Know ye not that ye are gods?
Medicine, electronic communication, space travel, genetic manipulation - these are the miracles about which we now tell children. These are the miracles we herald as proof that it is not God that has the answers. Ancient stories of immaculate conception, burning bushes, and parting seas are no longer relevant.
God has become obsolete.
There were days when a baby's sex was a surprise, a natural disaster was just that - natural, and death followed you. No longer. Sure, a lot of people believe in God, but a lot of people believed the world was flat, too. Wide acceptance of an idea is not proof of its validity.
If God is eulogised for being a Creator, what now can he claim? Is there really anything still shrouded in mystery, or that scientists are not on their way to proving?
Any sufficiently advanced technology is indistinguishable from magic, as has been the case for years. The shadows of this history whisper in the dark, but yet again, have been outsmarted. There is little we cannot do: Prolong life? Easy. Grow embryos? No problem. Cure disease? Consider it done. Sometimes, divine revelation simply means adjusting your heart to hear what your brain already knows.
Our once complex universe, in all its glory, has newfound logical explanations. We murder to dissect. Sunsets have been reduced to wavelengths and frequencies, DNA been decoded, and the Earth excavated for our purposes. In this context, how is it strange to believe in mathematical impossibility rather than a power greater than us?
We ARE the creators, yet we naively play the part of the created. In a play of dramatic irony, it is our very own faculty of knowledge and curiosity, generously bestowed upon us by this 'God', that has elevated us amongst the divine. It has given us the wisdom and freedom to prove our upper hand in this difficulty worth living for.
Granted, we may have reached a straining point - one where the quest for smaller chips and larger profits have compelled us to sacrifice the very things that give us our distinctive characteristic of humanness: ethics, morals, and values. But there is no God in this.
Are we, on this occasion, pushing the limits? Is science the infamous Tower of Babel - will our own creation become our downfall? If there is a God, perhaps we are merely a prototype, for what God offers his people power, but no moral framework to tell you how to use that power? For surely, a God cannot be both omnipotent and benevolent.

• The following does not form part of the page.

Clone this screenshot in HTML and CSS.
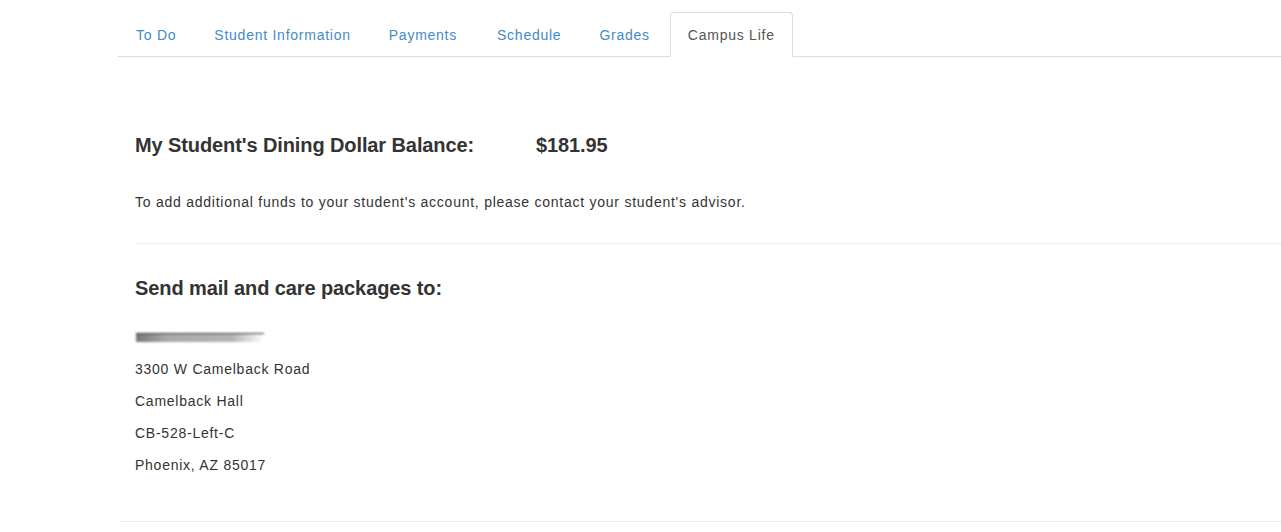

Is this an indication that there is no God - that He is metaphorical? An image conjured for the weak, the poor, the lonely - those who are just searching for a truth that ideally happens to be greater than ourselves? Maybe people believe in God because they don't have any other explanation for things that happen. The time for paradigm shift is bearing down upon us. Science is bringing home the answers.
And then, perhaps, the only difference between God and us is that we have forgotten we are divine.